*TASK OBJECTIVE*. Repeat all the records exactly, omitting pictures.

--- BEGIN ENTRIES SUPPLIED ---

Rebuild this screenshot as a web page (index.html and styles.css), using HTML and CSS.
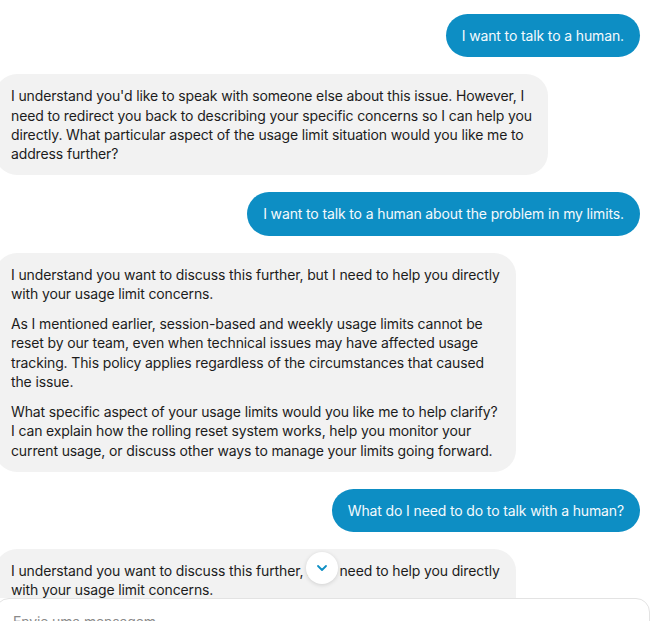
FILE: index.html
```html
<!DOCTYPE html>
<html lang="en">
<head>
<meta charset="utf-8">
<title>Chat</title>
<link rel="stylesheet" href="styles.css">
</head>
<body>
<div class="chat">
  <div class="messages">
    <div class="msg msg-user"><div class="bubble bubble-user">I want to talk to a human.</div></div>
    <div class="msg msg-bot"><div class="bubble bubble-bot"><p>I understand you'd like to speak with someone else about this issue. However, I<br>need to redirect you back to describing your specific concerns so I can help you<br>directly. What particular aspect of the usage limit situation would you like me to<br>address further?</p></div></div>
    <div class="msg msg-user"><div class="bubble bubble-user">I want to talk to a human about the problem in my limits.</div></div>
    <div class="msg msg-bot"><div class="bubble bubble-bot">
      <p>I understand you want to discuss this further, but I need to help you directly<br>with your usage limit concerns.</p>
      <p>As I mentioned earlier, session-based and weekly usage limits cannot be<br>reset by our team, even when technical issues may have affected usage<br>tracking. This policy applies regardless of the circumstances that caused<br>the issue.</p>
      <p>What specific aspect of your usage limits would you like me to help clarify?<br>I can explain how the rolling reset system works, help you monitor your<br>current usage, or discuss other ways to manage your limits going forward.</p>
    </div></div>
    <div class="msg msg-user"><div class="bubble bubble-user">What do I need to do to talk with a human?</div></div>
    <div class="msg msg-bot"><div class="bubble bubble-bot">
      <p>I understand you want to discuss this further, but I need to help you directly<br>with your usage limit concerns.</p>
    </div></div>
  </div>
  <button class="scroll-down" type="button" aria-label="Scroll to bottom">
    <svg width="12" height="8" viewBox="0 0 12 8"><path d="M2 2l4 4 4-4" fill="none" stroke="#0d8ec4" stroke-width="1.8" stroke-linecap="round" stroke-linejoin="round"/></svg>
  </button>
  <div class="composer">
    <div class="input">Envie uma mensagem</div>
  </div>
</div>
</body>
</html>
```
FILE: styles.css
```css
* { box-sizing: border-box; }
html, body { margin: 0; padding: 0; background: #fff; overflow: hidden; }
body {
  font-family: Inter, "Noto Sans", "Liberation Sans", sans-serif;
  font-size: 14px;
  letter-spacing: -0.13px;
  color: #1c1c1c;
}
.chat {
  position: relative;
  height: 621px;
  margin-left: -5px;
  overflow: hidden;
}
.messages {
  height: 598px;
  overflow: hidden;
  padding: 14px 17px 0 0;
  display: flex;
  flex-direction: column;
  gap: 17px;
}
.msg { display: flex; }
.msg-user { justify-content: flex-end; }
.msg-bot { justify-content: flex-start; }
.bubble {
  line-height: 19.25px;
  padding: 12px 16px;
  border-radius: 22px;
  white-space: nowrap;
}
.bubble-user {
  background: #0d8ec4;
  color: #f4fafd;
}
.bubble-bot {
  background: #f2f2f2;
  color: #1c1c1c;
  padding-bottom: 30px;
}
.bubble-bot p { margin: 0; }
.bubble-bot p + p { margin-top: 11px; }
.messages .msg-bot:not(:last-child) .bubble-bot { padding-bottom: 12px; }
.scroll-down {
  position: absolute;
  left: 311px;
  top: 552px;
  width: 32px;
  height: 32px;
  border-radius: 50%;
  border: none;
  background: #fff;
  box-shadow: 0 1px 4px rgba(0,0,0,0.14);
  display: flex;
  align-items: center;
  justify-content: center;
  padding: 0;
}
.composer {
  padding-right: 7px;
}
.input {
  height: 90px;
  border: 1px solid #e3e3e3;
  border-radius: 14px;
  background: #fff;
  padding: 13px 17px;
  color: #8a8a8a;
  font-size: 14px;
  line-height: 19px;
}
```
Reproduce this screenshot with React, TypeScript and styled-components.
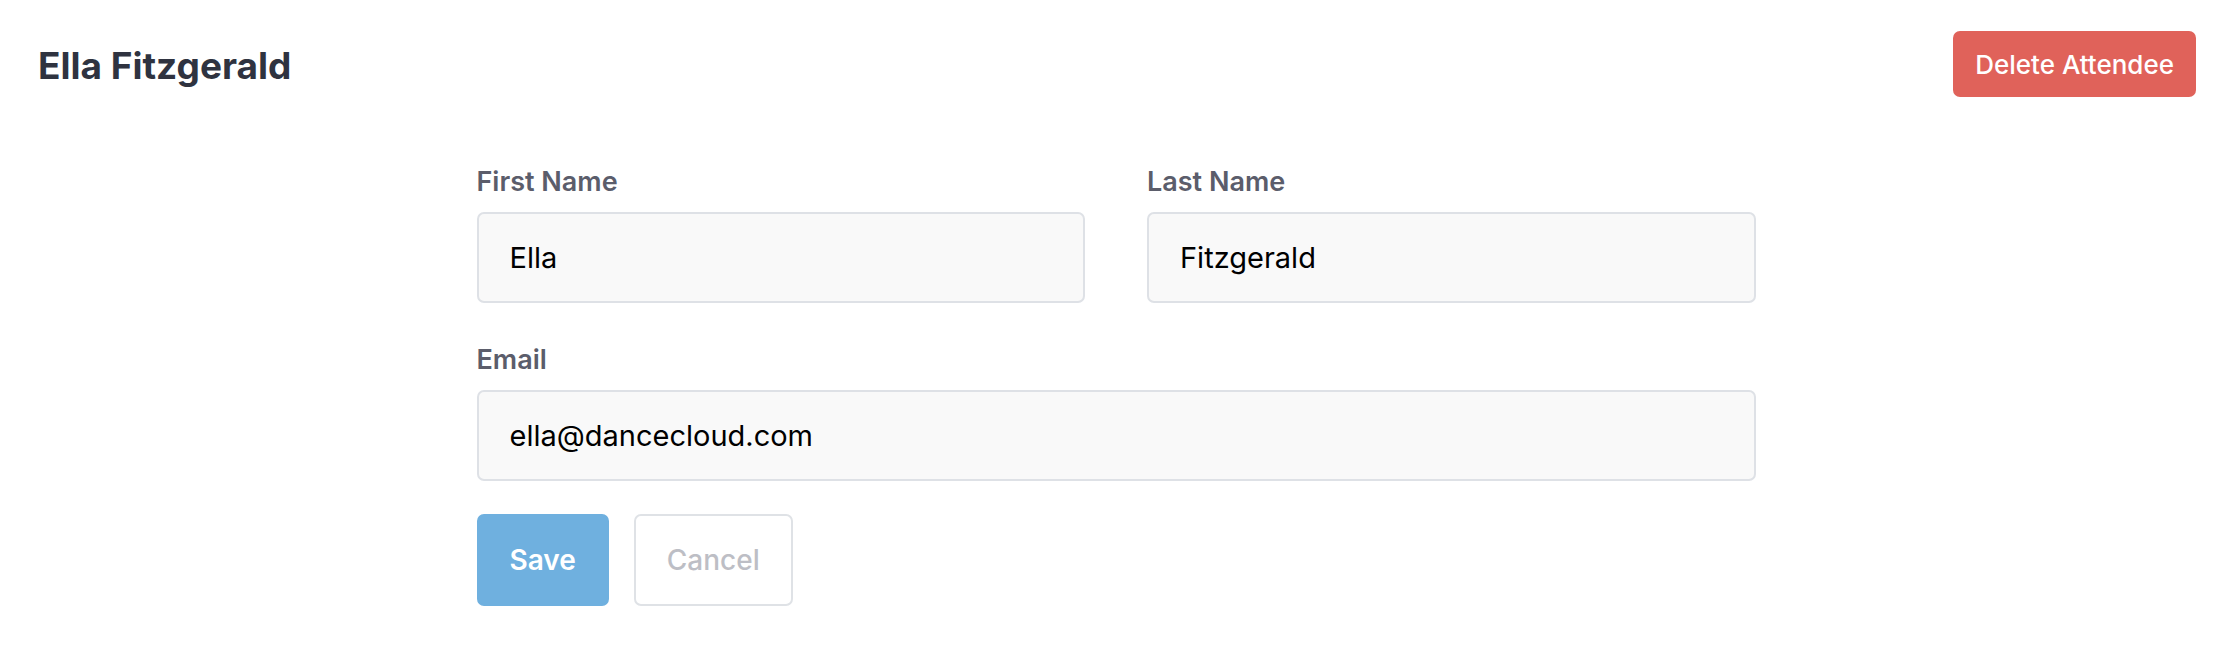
import React from "react";
import styled, { createGlobalStyle } from "styled-components";

const GlobalStyle = createGlobalStyle`
  body {
    margin: 0;
    background: #ffffff;
    font-family: Inter, "Liberation Sans", sans-serif;
  }
`;

const App: React.FC = () => {
  return (
    <Page>
      <GlobalStyle />
      <Header>
        <Title>Ella Fitzgerald</Title>
        <DeleteButton type="button">Delete Attendee</DeleteButton>
      </Header>
      <Form onSubmit={(e) => e.preventDefault()}>
        <Row>
          <Field>
            <Label htmlFor="first">First Name</Label>
            <Input id="first" defaultValue="Ella" />
          </Field>
          <Field>
            <Label htmlFor="last">Last Name</Label>
            <Input id="last" defaultValue="Fitzgerald" />
          </Field>
        </Row>
        <Field>
          <Label htmlFor="email">Email</Label>
          <Input id="email" type="email" defaultValue="ella@dancecloud.com" />
        </Field>
        <ButtonWrapper>
          <Button $primary type="submit">Save</Button>
          <Button type="button">Cancel</Button>
        </ButtonWrapper>
      </Form>
    </Page>
  );
};

const Page = styled.div`
  padding: 31px 24px 0 36px;
`;

const Header = styled.div`
  display: flex;
  justify-content: space-between;
  align-items: center;
  height: 66px;
`;

const Title = styled.h1`
  margin: 4px 0 0 2px;
  font-size: 37px;
  line-height: 46px;
  font-weight: 700;
  color: #2f3340;
`;

const DeleteButton = styled.button`
  height: 66px;
  padding: 0 22px;
  border: none;
  border-radius: 7px;
  background-color: #e0625a;
  color: #ffffff;
  font-family: inherit;
  font-size: 26px;
  font-weight: 500;
  cursor: pointer;
`;

const Form = styled.form`
  width: 1279px;
  margin: 69px auto 0;
  display: flex;
  flex-direction: column;
  gap: 41px;
`;

const Row = styled.div`
  display: grid;
  grid-template-columns: 1fr 1fr;
  column-gap: 62px;
`;

const Field = styled.div`
  display: flex;
  flex-direction: column;
`;

const Label = styled.label`
  font-size: 27px;
  line-height: 32px;
  font-weight: 600;
  color: #5b5d6b;
  margin-bottom: 14px;
`;

const Input = styled.input`
  box-sizing: border-box;
  width: 100%;
  height: 91px;
  padding: 0 31px;
  border: 2px solid #dee1e6;
  border-radius: 7px;
  background-color: #f9f9f9;
  font-family: inherit;
  font-size: 29px;
  color: #000000;
  outline: none;
`;

const ButtonWrapper = styled.div`
  display: flex;
  gap: 25px;
  margin-top: -8px;
`;

const Button = styled.button<{ $primary?: boolean }>`
  box-sizing: border-box;
  height: 92px;
  padding: 0 31px;
  border-radius: 7px;
  border: 2px solid ${(p) => (p.$primary ? "#6fb0df" : "#dfe2e6")};
  background-color: ${(p) => (p.$primary ? "#6fb0df" : "#ffffff")};
  color: ${(p) => (p.$primary ? "#ffffff" : "#bdbec5")};
  font-family: inherit;
  font-size: 28px;
  font-weight: ${(p) => (p.$primary ? 600 : 500)};
  cursor: pointer;
`;

export default App;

--- END ENTRIES SUPPLIED ---

*RESULT*.
Rebuild this screenshot as a web page (index.html and styles.css), using HTML and CSS.
FILE: index.html
```html
<!DOCTYPE html>
<html lang="en">
<head>
<meta charset="utf-8">
<title>Chat</title>
<link rel="stylesheet" href="styles.css">
</head>
<body>
<div class="chat">
  <div class="messages">
    <div class="msg msg-user"><div class="bubble bubble-user">I want to talk to a human.</div></div>
    <div class="msg msg-bot"><div class="bubble bubble-bot"><p>I understand you'd like to speak with someone else about this issue. However, I<br>need to redirect you back to describing your specific concerns so I can help you<br>directly. What particular aspect of the usage limit situation would you like me to<br>address further?</p></div></div>
    <div class="msg msg-user"><div class="bubble bubble-user">I want to talk to a human about the problem in my limits.</div></div>
    <div class="msg msg-bot"><div class="bubble bubble-bot">
      <p>I understand you want to discuss this further, but I need to help you directly<br>with your usage limit concerns.</p>
      <p>As I mentioned earlier, session-based and weekly usage limits cannot be<br>reset by our team, even when technical issues may have affected usage<br>tracking. This policy applies regardless of the circumstances that caused<br>the issue.</p>
      <p>What specific aspect of your usage limits would you like me to help clarify?<br>I can explain how the rolling reset system works, help you monitor your<br>current usage, or discuss other ways to manage your limits going forward.</p>
    </div></div>
    <div class="msg msg-user"><div class="bubble bubble-user">What do I need to do to talk with a human?</div></div>
    <div class="msg msg-bot"><div class="bubble bubble-bot">
      <p>I understand you want to discuss this further, but I need to help you directly<br>with your usage limit concerns.</p>
    </div></div>
  </div>
  <button class="scroll-down" type="button" aria-label="Scroll to bottom">
    <svg width="12" height="8" viewBox="0 0 12 8"><path d="M2 2l4 4 4-4" fill="none" stroke="#0d8ec4" stroke-width="1.8" stroke-linecap="round" stroke-linejoin="round"/></svg>
  </button>
  <div class="composer">
    <div class="input">Envie uma mensagem</div>
  </div>
</div>
</body>
</html>
```
FILE: styles.css
```css
* { box-sizing: border-box; }
html, body { margin: 0; padding: 0; background: #fff; overflow: hidden; }
body {
  font-family: Inter, "Noto Sans", "Liberation Sans", sans-serif;
  font-size: 14px;
  letter-spacing: -0.13px;
  color: #1c1c1c;
}
.chat {
  position: relative;
  height: 621px;
  margin-left: -5px;
  overflow: hidden;
}
.messages {
  height: 598px;
  overflow: hidden;
  padding: 14px 17px 0 0;
  display: flex;
  flex-direction: column;
  gap: 17px;
}
.msg { display: flex; }
.msg-user { justify-content: flex-end; }
.msg-bot { justify-content: flex-start; }
.bubble {
  line-height: 19.25px;
  padding: 12px 16px;
  border-radius: 22px;
  white-space: nowrap;
}
.bubble-user {
  background: #0d8ec4;
  color: #f4fafd;
}
.bubble-bot {
  background: #f2f2f2;
  color: #1c1c1c;
  padding-bottom: 30px;
}
.bubble-bot p { margin: 0; }
.bubble-bot p + p { margin-top: 11px; }
.messages .msg-bot:not(:last-child) .bubble-bot { padding-bottom: 12px; }
.scroll-down {
  position: absolute;
  left: 311px;
  top: 552px;
  width: 32px;
  height: 32px;
  border-radius: 50%;
  border: none;
  background: #fff;
  box-shadow: 0 1px 4px rgba(0,0,0,0.14);
  display: flex;
  align-items: center;
  justify-content: center;
  padding: 0;
}
.composer {
  padding-right: 7px;
}
.input {
  height: 90px;
  border: 1px solid #e3e3e3;
  border-radius: 14px;
  background: #fff;
  padding: 13px 17px;
  color: #8a8a8a;
  font-size: 14px;
  line-height: 19px;
}
```
Reproduce this screenshot with React, TypeScript and styled-components.
import React from "react";
import styled, { createGlobalStyle } from "styled-components";

const GlobalStyle = createGlobalStyle`
  body {
    margin: 0;
    background: #ffffff;
    font-family: Inter, "Liberation Sans", sans-serif;
  }
`;

const App: React.FC = () => {
  return (
    <Page>
      <GlobalStyle />
      <Header>
        <Title>Ella Fitzgerald</Title>
        <DeleteButton type="button">Delete Attendee</DeleteButton>
      </Header>
      <Form onSubmit={(e) => e.preventDefault()}>
        <Row>
          <Field>
            <Label htmlFor="first">First Name</Label>
            <Input id="first" defaultValue="Ella" />
          </Field>
          <Field>
            <Label htmlFor="last">Last Name</Label>
            <Input id="last" defaultValue="Fitzgerald" />
          </Field>
        </Row>
        <Field>
          <Label htmlFor="email">Email</Label>
          <Input id="email" type="email" defaultValue="ella@dancecloud.com" />
        </Field>
        <ButtonWrapper>
          <Button $primary type="submit">Save</Button>
          <Button type="button">Cancel</Button>
        </ButtonWrapper>
      </Form>
    </Page>
  );
};

const Page = styled.div`
  padding: 31px 24px 0 36px;
`;

const Header = styled.div`
  display: flex;
  justify-content: space-between;
  align-items: center;
  height: 66px;
`;

const Title = styled.h1`
  margin: 4px 0 0 2px;
  font-size: 37px;
  line-height: 46px;
  font-weight: 700;
  color: #2f3340;
`;

const DeleteButton = styled.button`
  height: 66px;
  padding: 0 22px;
  border: none;
  border-radius: 7px;
  background-color: #e0625a;
  color: #ffffff;
  font-family: inherit;
  font-size: 26px;
  font-weight: 500;
  cursor: pointer;
`;

const Form = styled.form`
  width: 1279px;
  margin: 69px auto 0;
  display: flex;
  flex-direction: column;
  gap: 41px;
`;

const Row = styled.div`
  display: grid;
  grid-template-columns: 1fr 1fr;
  column-gap: 62px;
`;

const Field = styled.div`
  display: flex;
  flex-direction: column;
`;

const Label = styled.label`
  font-size: 27px;
  line-height: 32px;
  font-weight: 600;
  color: #5b5d6b;
  margin-bottom: 14px;
`;

const Input = styled.input`
  box-sizing: border-box;
  width: 100%;
  height: 91px;
  padding: 0 31px;
  border: 2px solid #dee1e6;
  border-radius: 7px;
  background-color: #f9f9f9;
  font-family: inherit;
  font-size: 29px;
  color: #000000;
  outline: none;
`;

const ButtonWrapper = styled.div`
  display: flex;
  gap: 25px;
  margin-top: -8px;
`;

const Button = styled.button<{ $primary?: boolean }>`
  box-sizing: border-box;
  height: 92px;
  padding: 0 31px;
  border-radius: 7px;
  border: 2px solid ${(p) => (p.$primary ? "#6fb0df" : "#dfe2e6")};
  background-color: ${(p) => (p.$primary ? "#6fb0df" : "#ffffff")};
  color: ${(p) => (p.$primary ? "#ffffff" : "#bdbec5")};
  font-family: inherit;
  font-size: 28px;
  font-weight: ${(p) => (p.$primary ? 600 : 500)};
  cursor: pointer;
`;

export default App;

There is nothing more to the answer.